### What you are asked to do
Write out each line of the material again, word for word.

### Raw data
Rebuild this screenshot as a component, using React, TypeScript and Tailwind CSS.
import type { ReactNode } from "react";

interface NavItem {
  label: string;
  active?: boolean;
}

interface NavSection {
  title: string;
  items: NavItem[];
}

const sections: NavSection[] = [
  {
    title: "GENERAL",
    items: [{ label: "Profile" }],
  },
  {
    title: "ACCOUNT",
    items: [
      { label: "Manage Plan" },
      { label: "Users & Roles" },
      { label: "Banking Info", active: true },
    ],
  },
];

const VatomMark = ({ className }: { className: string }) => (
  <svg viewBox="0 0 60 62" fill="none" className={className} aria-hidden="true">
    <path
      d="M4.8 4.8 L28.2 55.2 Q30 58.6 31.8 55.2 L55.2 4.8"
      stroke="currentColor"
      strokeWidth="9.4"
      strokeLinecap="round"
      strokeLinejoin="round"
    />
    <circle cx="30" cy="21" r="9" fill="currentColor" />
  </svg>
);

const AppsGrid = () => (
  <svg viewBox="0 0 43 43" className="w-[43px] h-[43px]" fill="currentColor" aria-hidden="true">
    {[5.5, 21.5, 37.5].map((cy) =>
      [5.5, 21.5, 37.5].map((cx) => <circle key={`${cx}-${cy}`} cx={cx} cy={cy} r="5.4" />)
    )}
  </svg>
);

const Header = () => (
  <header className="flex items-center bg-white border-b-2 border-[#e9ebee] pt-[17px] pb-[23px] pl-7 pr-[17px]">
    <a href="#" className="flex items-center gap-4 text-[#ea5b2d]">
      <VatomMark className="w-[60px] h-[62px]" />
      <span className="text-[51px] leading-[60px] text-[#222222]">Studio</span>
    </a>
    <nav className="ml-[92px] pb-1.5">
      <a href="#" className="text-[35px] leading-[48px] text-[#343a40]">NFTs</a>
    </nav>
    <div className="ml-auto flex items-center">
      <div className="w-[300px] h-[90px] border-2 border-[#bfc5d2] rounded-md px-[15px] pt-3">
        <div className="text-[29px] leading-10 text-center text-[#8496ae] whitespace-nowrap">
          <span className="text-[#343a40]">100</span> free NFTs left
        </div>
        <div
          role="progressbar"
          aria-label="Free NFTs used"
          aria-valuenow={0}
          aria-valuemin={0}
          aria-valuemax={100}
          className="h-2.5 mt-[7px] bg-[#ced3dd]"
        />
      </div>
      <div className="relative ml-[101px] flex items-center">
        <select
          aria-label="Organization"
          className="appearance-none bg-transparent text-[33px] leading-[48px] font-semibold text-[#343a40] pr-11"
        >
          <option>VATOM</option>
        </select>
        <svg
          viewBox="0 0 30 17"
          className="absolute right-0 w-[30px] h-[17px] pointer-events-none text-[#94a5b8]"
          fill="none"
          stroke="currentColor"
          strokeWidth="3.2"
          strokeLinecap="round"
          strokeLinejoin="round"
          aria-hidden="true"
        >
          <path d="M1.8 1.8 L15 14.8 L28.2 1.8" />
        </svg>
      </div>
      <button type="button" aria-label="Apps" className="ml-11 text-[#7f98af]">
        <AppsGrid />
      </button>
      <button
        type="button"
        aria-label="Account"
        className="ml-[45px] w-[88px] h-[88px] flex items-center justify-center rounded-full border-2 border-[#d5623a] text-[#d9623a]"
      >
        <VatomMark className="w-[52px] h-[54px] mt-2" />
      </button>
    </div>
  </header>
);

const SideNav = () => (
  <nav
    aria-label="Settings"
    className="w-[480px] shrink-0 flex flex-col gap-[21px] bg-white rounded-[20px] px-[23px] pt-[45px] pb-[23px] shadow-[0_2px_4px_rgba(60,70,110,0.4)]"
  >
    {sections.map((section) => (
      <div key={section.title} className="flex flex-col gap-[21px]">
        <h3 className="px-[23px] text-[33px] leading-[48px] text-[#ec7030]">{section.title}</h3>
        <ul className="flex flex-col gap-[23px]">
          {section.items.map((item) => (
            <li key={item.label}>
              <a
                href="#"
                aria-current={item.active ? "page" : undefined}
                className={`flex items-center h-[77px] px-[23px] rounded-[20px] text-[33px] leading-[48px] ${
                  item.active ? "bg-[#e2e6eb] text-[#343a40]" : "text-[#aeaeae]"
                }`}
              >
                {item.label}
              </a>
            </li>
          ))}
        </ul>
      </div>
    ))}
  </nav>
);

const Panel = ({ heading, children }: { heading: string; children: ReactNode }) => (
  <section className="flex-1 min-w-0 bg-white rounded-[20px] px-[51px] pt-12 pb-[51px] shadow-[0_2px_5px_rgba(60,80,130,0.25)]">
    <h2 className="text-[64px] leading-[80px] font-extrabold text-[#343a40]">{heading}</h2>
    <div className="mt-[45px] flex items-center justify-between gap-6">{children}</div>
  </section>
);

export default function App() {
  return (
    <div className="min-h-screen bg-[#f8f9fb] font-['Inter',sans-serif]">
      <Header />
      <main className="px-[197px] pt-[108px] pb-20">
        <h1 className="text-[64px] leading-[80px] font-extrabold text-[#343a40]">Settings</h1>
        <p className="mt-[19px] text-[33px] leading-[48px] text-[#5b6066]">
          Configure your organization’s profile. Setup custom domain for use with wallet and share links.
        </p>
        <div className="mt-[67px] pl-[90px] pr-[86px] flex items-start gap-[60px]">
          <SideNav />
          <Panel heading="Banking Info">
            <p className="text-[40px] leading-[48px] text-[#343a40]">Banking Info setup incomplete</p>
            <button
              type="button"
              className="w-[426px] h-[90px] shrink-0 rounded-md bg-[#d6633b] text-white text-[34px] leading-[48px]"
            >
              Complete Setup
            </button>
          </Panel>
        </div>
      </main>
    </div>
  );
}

### Correct answer
Rebuild this screenshot as a component, using React, TypeScript and Tailwind CSS.
import type { ReactNode } from "react";

interface NavItem {
  label: string;
  active?: boolean;
}

interface NavSection {
  title: string;
  items: NavItem[];
}

const sections: NavSection[] = [
  {
    title: "GENERAL",
    items: [{ label: "Profile" }],
  },
  {
    title: "ACCOUNT",
    items: [
      { label: "Manage Plan" },
      { label: "Users & Roles" },
      { label: "Banking Info", active: true },
    ],
  },
];

const VatomMark = ({ className }: { className: string }) => (
  <svg viewBox="0 0 60 62" fill="none" className={className} aria-hidden="true">
    <path
      d="M4.8 4.8 L28.2 55.2 Q30 58.6 31.8 55.2 L55.2 4.8"
      stroke="currentColor"
      strokeWidth="9.4"
      strokeLinecap="round"
      strokeLinejoin="round"
    />
    <circle cx="30" cy="21" r="9" fill="currentColor" />
  </svg>
);

const AppsGrid = () => (
  <svg viewBox="0 0 43 43" className="w-[43px] h-[43px]" fill="currentColor" aria-hidden="true">
    {[5.5, 21.5, 37.5].map((cy) =>
      [5.5, 21.5, 37.5].map((cx) => <circle key={`${cx}-${cy}`} cx={cx} cy={cy} r="5.4" />)
    )}
  </svg>
);

const Header = () => (
  <header className="flex items-center bg-white border-b-2 border-[#e9ebee] pt-[17px] pb-[23px] pl-7 pr-[17px]">
    <a href="#" className="flex items-center gap-4 text-[#ea5b2d]">
      <VatomMark className="w-[60px] h-[62px]" />
      <span className="text-[51px] leading-[60px] text-[#222222]">Studio</span>
    </a>
    <nav className="ml-[92px] pb-1.5">
      <a href="#" className="text-[35px] leading-[48px] text-[#343a40]">NFTs</a>
    </nav>
    <div className="ml-auto flex items-center">
      <div className="w-[300px] h-[90px] border-2 border-[#bfc5d2] rounded-md px-[15px] pt-3">
        <div className="text-[29px] leading-10 text-center text-[#8496ae] whitespace-nowrap">
          <span className="text-[#343a40]">100</span> free NFTs left
        </div>
        <div
          role="progressbar"
          aria-label="Free NFTs used"
          aria-valuenow={0}
          aria-valuemin={0}
          aria-valuemax={100}
          className="h-2.5 mt-[7px] bg-[#ced3dd]"
        />
      </div>
      <div className="relative ml-[101px] flex items-center">
        <select
          aria-label="Organization"
          className="appearance-none bg-transparent text-[33px] leading-[48px] font-semibold text-[#343a40] pr-11"
        >
          <option>VATOM</option>
        </select>
        <svg
          viewBox="0 0 30 17"
          className="absolute right-0 w-[30px] h-[17px] pointer-events-none text-[#94a5b8]"
          fill="none"
          stroke="currentColor"
          strokeWidth="3.2"
          strokeLinecap="round"
          strokeLinejoin="round"
          aria-hidden="true"
        >
          <path d="M1.8 1.8 L15 14.8 L28.2 1.8" />
        </svg>
      </div>
      <button type="button" aria-label="Apps" className="ml-11 text-[#7f98af]">
        <AppsGrid />
      </button>
      <button
        type="button"
        aria-label="Account"
        className="ml-[45px] w-[88px] h-[88px] flex items-center justify-center rounded-full border-2 border-[#d5623a] text-[#d9623a]"
      >
        <VatomMark className="w-[52px] h-[54px] mt-2" />
      </button>
    </div>
  </header>
);

const SideNav = () => (
  <nav
    aria-label="Settings"
    className="w-[480px] shrink-0 flex flex-col gap-[21px] bg-white rounded-[20px] px-[23px] pt-[45px] pb-[23px] shadow-[0_2px_4px_rgba(60,70,110,0.4)]"
  >
    {sections.map((section) => (
      <div key={section.title} className="flex flex-col gap-[21px]">
        <h3 className="px-[23px] text-[33px] leading-[48px] text-[#ec7030]">{section.title}</h3>
        <ul className="flex flex-col gap-[23px]">
          {section.items.map((item) => (
            <li key={item.label}>
              <a
                href="#"
                aria-current={item.active ? "page" : undefined}
                className={`flex items-center h-[77px] px-[23px] rounded-[20px] text-[33px] leading-[48px] ${
                  item.active ? "bg-[#e2e6eb] text-[#343a40]" : "text-[#aeaeae]"
                }`}
              >
                {item.label}
              </a>
            </li>
          ))}
        </ul>
      </div>
    ))}
  </nav>
);

const Panel = ({ heading, children }: { heading: string; children: ReactNode }) => (
  <section className="flex-1 min-w-0 bg-white rounded-[20px] px-[51px] pt-12 pb-[51px] shadow-[0_2px_5px_rgba(60,80,130,0.25)]">
    <h2 className="text-[64px] leading-[80px] font-extrabold text-[#343a40]">{heading}</h2>
    <div className="mt-[45px] flex items-center justify-between gap-6">{children}</div>
  </section>
);

export default function App() {
  return (
    <div className="min-h-screen bg-[#f8f9fb] font-['Inter',sans-serif]">
      <Header />
      <main className="px-[197px] pt-[108px] pb-20">
        <h1 className="text-[64px] leading-[80px] font-extrabold text-[#343a40]">Settings</h1>
        <p className="mt-[19px] text-[33px] leading-[48px] text-[#5b6066]">
          Configure your organization’s profile. Setup custom domain for use with wallet and share links.
        </p>
        <div className="mt-[67px] pl-[90px] pr-[86px] flex items-start gap-[60px]">
          <SideNav />
          <Panel heading="Banking Info">
            <p className="text-[40px] leading-[48px] text-[#343a40]">Banking Info setup incomplete</p>
            <button
              type="button"
              className="w-[426px] h-[90px] shrink-0 rounded-md bg-[#d6633b] text-white text-[34px] leading-[48px]"
            >
              Complete Setup
            </button>
          </Panel>
        </div>
      </main>
    </div>
  );
}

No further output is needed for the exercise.